In 1967 he ran again, this time at the provincial level, and was successful by defeating Progressive Conservative MPP Alan Eagleson to win the Lakeshore seat in the 1967 provincial election. He was subsequently re-elected in the 1971, 1975 and 1977 provincial elections. Lawlor served as the NDP's justice critic and, briefly, finance critic.
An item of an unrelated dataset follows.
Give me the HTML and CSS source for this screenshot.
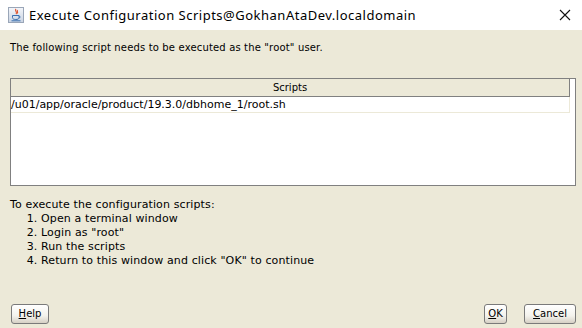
FILE: index.html
```html
<!DOCTYPE html>
<html>
<head>
<meta charset="utf-8">
<link rel="stylesheet" href="styles.css">
</head>
<body>
<div class="window">
  <div class="titlebar">
    <svg class="app-icon" width="16" height="16" viewBox="0 0 16 16">
      <defs>
        <linearGradient id="ig" x1="0" y1="0" x2="0" y2="1">
          <stop offset="0" stop-color="#f4f6fa"/>
          <stop offset="1" stop-color="#c9d3e2"/>
        </linearGradient>
      </defs>
      <rect x="0.5" y="0.5" width="15" height="15" fill="url(#ig)" stroke="#9aa6b8"/>
      <path d="M8 2 C6 4 10 5 8 7 M9.5 3 C8.5 4.5 10.5 5 9.3 6.5" stroke="#e0502a" stroke-width="1.1" fill="none"/>
      <path d="M4.5 8.5 H11 V10.5 C11 12 9.5 12.5 7.8 12.5 C6 12.5 4.5 12 4.5 10.5 Z" fill="none" stroke="#3a6fb0" stroke-width="1"/>
      <path d="M11 9 C12.5 9 12.5 11 11 11" fill="none" stroke="#3a6fb0" stroke-width="0.9"/>
      <path d="M3.5 13.8 H12.5" stroke="#3a6fb0" stroke-width="1"/>
    </svg>
    <span class="title">Execute Configuration Scripts@GokhanAtaDev.localdomain</span>
    <svg class="close" width="12" height="12" viewBox="0 0 12 12">
      <path d="M1 1 L11 11 M11 1 L1 11" stroke="#111" stroke-width="1.1"/>
    </svg>
  </div>
  <div class="content">
    <p class="intro">The following script needs to be executed as the "root" user.</p>
    <div class="table-box">
      <div class="table">
        <div class="th">Scripts</div>
        <div class="td">/u01/app/oracle/product/19.3.0/dbhome_1/root.sh</div>
      </div>
    </div>
    <div class="steps">
      <p>To execute the configuration scripts:</p>
      <ol>
        <li>Open a terminal window</li>
        <li>Login as "root"</li>
        <li>Run the scripts</li>
        <li>Return to this window and click "OK" to continue</li>
      </ol>
    </div>
    <div class="buttons">
      <button class="btn help"><u>H</u>elp</button>
      <div class="right">
        <button class="btn ok"><u>O</u>K</button>
        <button class="btn cancel"><u>C</u>ancel</button>
      </div>
    </div>
  </div>
</div>
</body>
</html>
```
FILE: styles.css
```css
html, body {
  margin: 0;
  padding: 0;
}
body {
  width: 582px;
  height: 328px;
  overflow: hidden;
  background: #ece9d8;
}
.window {
  display: flex;
  flex-direction: column;
  height: 328px;
}
.titlebar {
  height: 30px;
  flex: none;
  background: #ffffff;
  display: flex;
  align-items: center;
  padding: 0 11px 0 8px;
  box-sizing: border-box;
}
.app-icon {
  flex: none;
  margin-right: 5px;
}
.title {
  font-family: "Noto Sans", "DejaVu Sans", sans-serif;
  font-size: 13px;
  letter-spacing: 0.5px;
  color: #000;
  flex: 1;
}
.close {
  flex: none;
}
.content {
  flex: 1;
  display: flex;
  flex-direction: column;
  padding: 10px 6px 4px 10px;
  font-family: "DejaVu Sans", sans-serif;
  font-size: 10px;
  color: #000;
}
.intro {
  margin: 1px 0 0 0;
  line-height: 13px;
  letter-spacing: 0.16px;
}
.table-box {
  margin-top: 24px;
  height: 108px;
  border: 1px solid #808080;
  background: #fff;
  box-sizing: border-box;
  width: 566px;
}
.table {
  width: 559px;
}
.th {
  height: 17px;
  line-height: 17px;
  background: #ece9d8;
  border-right: 1px solid #808080;
  border-bottom: 1px solid #808080;
  text-align: center;
  font-size: 10px;
}
.td {
  height: 15px;
  line-height: 15px;
  border-right: 1px solid #ece9d8;
  border-bottom: 1px solid #ece9d8;
  font-size: 11px;
}
.steps {
  margin-top: 12px;
  line-height: 14px;
  font-size: 11px;
  letter-spacing: 0.12px;
}
.steps p {
  margin: 0;
}
.steps ol {
  margin: 0;
  padding-left: 31px;
}
.buttons {
  margin-top: auto;
  display: flex;
  justify-content: space-between;
  align-items: flex-end;
  padding-left: 1px;
}
.right {
  display: flex;
  gap: 17px;
}
.btn {
  height: 20px;
  box-sizing: border-box;
  border: 1px solid #7a7a7a;
  border-radius: 3px;
  background: linear-gradient(#ffffff, #f3f2ec 60%, #d6d0c5);
  font-family: "DejaVu Sans", sans-serif;
  font-size: 10px;
  color: #000;
  padding: 0;
  line-height: 18px;
}
.btn.help { width: 38px; }
.btn.ok { width: 23px; }
.btn.cancel { width: 52px; }
```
He retired at the 1981 provincial election but attempted to return to politics three years later running as the federal NDP candidate in Etobicoke—Lakeshore but was defeated, placing third behind Progressive Conservative Patrick Boyer.

Lawlor was friends with Ontario Premier John Robarts despite their different political allegiances.
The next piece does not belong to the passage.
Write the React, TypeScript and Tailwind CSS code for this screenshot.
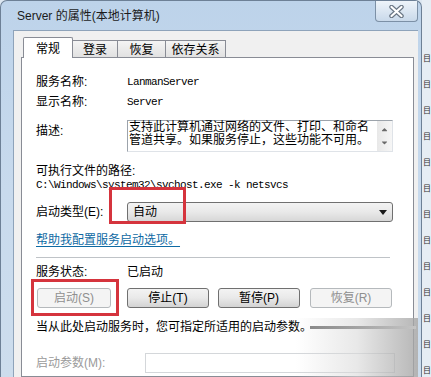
import { FaCaretDown, FaCaretUp } from 'react-icons/fa';

const mono = "font-['Liberation_Mono','Noto_Sans_CJK_SC',monospace] text-[11px] tracking-[-0.6px]";

const Tab = ({ label, width, active }: { label: string; width: string; active?: boolean }) =>
  active ? (
    <div className={`${width} flex h-[21px] items-start justify-center rounded-t-[2px] border border-b-0 border-[#898c95] bg-white pt-[4px] leading-[14px]`}>
      {label}
    </div>
  ) : (
    <div className={`${width} mb-px flex h-[17px] items-start justify-center border-r border-t border-[#898c95] bg-gradient-to-b from-[#f4f4f4] to-[#e1e1e1] pt-[2px] leading-[14px]`}>
      {label}
    </div>
  );

const Button = ({ label, width, disabled }: { label: string; width: string; disabled?: boolean }) => (
  <div
    className={`${width} flex h-[20px] items-center justify-center rounded-[3px] border leading-[14px] ${
      disabled
        ? 'border-[#b5b9bc] bg-[#f4f4f4] text-[#8f8f8f]'
        : 'border-[#707070] bg-gradient-to-b from-[#f3f3f3] via-[#e9e9e9] to-[#d3d3d3] text-black'
    }`}
  >
    {label}
  </div>
);

export default function App() {
  return (
    <div className="relative flex h-[377px] w-[431px] overflow-hidden bg-[#dde7f1] font-['Liberation_Sans','Noto_Sans_CJK_SC',sans-serif] text-[12px] text-black">
      {/* dialog window */}
      <div className="flex h-[377px] w-[422px] flex-col rounded-t-[7px] border-l border-r border-t border-[#6d8096] bg-gradient-to-b from-[#bdd3ea] via-[#c8daed] to-[#cddded]">
        {/* title bar */}
        <div className="flex h-[29px] items-start justify-between">
          <div className="pl-[16px] pt-[7px] leading-[16px] text-[#1b1b1b]">Server 的属性(本地计算机)</div>
          <div className="mr-[3px] flex h-[21px] w-[43px] items-center justify-center rounded-b-[4px] border border-t-0 border-[#7c90a6] bg-gradient-to-b from-[#eef4fa] to-[#c9d9ea]">
            <svg width="15" height="13" viewBox="0 0 15 13">
              <path d="M2.5 2 L12.5 11 M12.5 2 L2.5 11" stroke="#6b7785" strokeWidth="4.5" strokeLinecap="round" />
              <path d="M2.5 2 L12.5 11 M12.5 2 L2.5 11" stroke="#ffffff" strokeWidth="2.2" strokeLinecap="round" />
            </svg>
          </div>
        </div>

        {/* client area */}
        <div className="ml-[12px] mr-[3px] flex flex-1 flex-col border-l border-t border-[#8ea3ba] bg-[#f0f0f0] pl-[7px] pr-[4px] pt-[6px]">
          {/* tabs */}
          <div className="relative z-10 -mb-px flex h-[21px] items-end pl-[2px]">
            <Tab label="常规" width="w-[50px]" active />
            <Tab label="登录" width="w-[45px]" />
            <Tab label="恢复" width="w-[48px]" />
            <Tab label="依存关系" width="w-[60px]" />
          </div>

          {/* tab panel */}
          <div className="flex flex-1 flex-col border border-[#898c95] bg-white pl-[14px]">
            <div className="mt-[14px] flex h-[20px] items-center">
              <div className="w-[91px]">服务名称:</div>
              <div className={mono}>LanmanServer</div>
            </div>
            <div className="flex h-[20px] items-center">
              <div className="w-[91px]">显示名称:</div>
              <div className={mono}>Server</div>
            </div>

            <div className="mt-[8px] flex items-start">
              <div className="mt-[1px] w-[91px] leading-[20px]">描述:</div>
              <div className="flex h-[32px] w-[266px] border border-[#9ca3ab] border-b-[#dfe3e8] border-r-[#dfe3e8] bg-white">
                <div className="flex-1 whitespace-nowrap pl-[1px] leading-[13px]">
                  <div>支持此计算机通过网络的文件、打印、和命名</div>
                  <div>管道共享。如果服务停止，这些功能不可用。</div>
                </div>
                <div className="flex w-[15px] flex-col items-center justify-between bg-gradient-to-r from-[#e8e8e8] to-[#f6f6f6] py-[4px] text-[#6a6a6a]">
                  <FaCaretUp size={9} />
                  <FaCaretDown size={9} />
                </div>
              </div>
            </div>

            <div className="mt-[12px] leading-[14px]">可执行文件的路径:</div>
            <div className={`${mono} leading-[14px]`}>C:\Windows\system32\svchost.exe -k netsvcs</div>

            <div className="mt-[10px] flex h-[20px] items-center">
              <div className="w-[91px]">启动类型(E):</div>
              <div className="flex h-[20px] w-[266px] items-center justify-between rounded-[3px] border border-[#707070] bg-gradient-to-b from-[#f3f3f3] via-[#e9e9e9] to-[#d7d7d7] pl-[5px] pr-[5px]">
                <span>自动</span>
                <svg width="8" height="5" viewBox="0 0 8 5">
                  <path d="M0 0 H8 L4 5 Z" fill="#1a1a1a" />
                </svg>
              </div>
            </div>

            <div className="mt-[11px] leading-[14px] text-[#0e6aa3] underline underline-offset-2">帮助我配置服务启动选项。</div>

            <div className="mt-[10px] h-px w-[354px] bg-[#bfc3c7]" />

            <div className="mt-[7px] flex leading-[14px]">
              <div className="w-[91px]">服务状态:</div>
              <div>已启动</div>
            </div>

            <div className="mt-[9px] flex">
              <div className="ml-[1px]">
                <Button label="启动(S)" width="w-[74px]" disabled />
              </div>
              <div className="ml-[16px]">
                <Button label="停止(T)" width="w-[82px]" />
              </div>
              <div className="ml-[9px]">
                <Button label="暂停(P)" width="w-[82px]" />
              </div>
              <div className="ml-[10px]">
                <Button label="恢复(R)" width="w-[82px]" disabled />
              </div>
            </div>

            <div className="mt-[12px] whitespace-nowrap leading-[14px]">当从此处启动服务时，您可指定所适用的启动参数。</div>

            <div className="mt-[19px] flex h-[20px] items-center">
              <div className="w-[109px] text-[#9a9a9a]">启动参数(M):</div>
              <div className="h-[20px] w-[250px] border border-[#d4d7da] bg-white" />
            </div>
          </div>
        </div>
      </div>

      {/* neighbouring window edge */}
      <div className="flex h-[377px] w-[9px] flex-col overflow-hidden bg-[#e6edf4] pt-[46px] text-[8px] leading-[26px] text-[#333]">
        {Array.from({ length: 13 }).map((_, i) => (
          <div key={i} className="pl-[1px]">目</div>
        ))}
      </div>

      {/* annotation boxes */}
      <div className="absolute left-[109px] top-[187px] h-[37px] w-[77px] border-[3px] border-[#d5343d]" />
      <div className="absolute left-[31px] top-[279px] h-[37px] w-[88px] border-[3px] border-[#d5343d]" />

      {/* watermark smear */}
      <div className="absolute left-[296px] top-[318px] h-[59px] w-[122px] bg-gradient-to-r from-white/0 via-[#d9d9d9]/60 to-[#a4a4a4]/80" />
      <div className="absolute left-[310px] top-[326px] h-[3px] w-[106px] bg-gradient-to-r from-[#8a8a8a] to-[#c4c4c4]" />
    </div>
  );
}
Stephen Lewis, who led the NDP for part of Lawlor's tenure, described him as having an "analytical, insightful and outrageous style."

==Later life==
After leaving the legislature, Lawlor was commissioned to investigate legal reforms surrounding hate speech by attorney-general Roy McMurtry. His report, issued in 1984, advocated allowing parties to seek relief in court or before the Ontario Human Rights Commission by using a class action.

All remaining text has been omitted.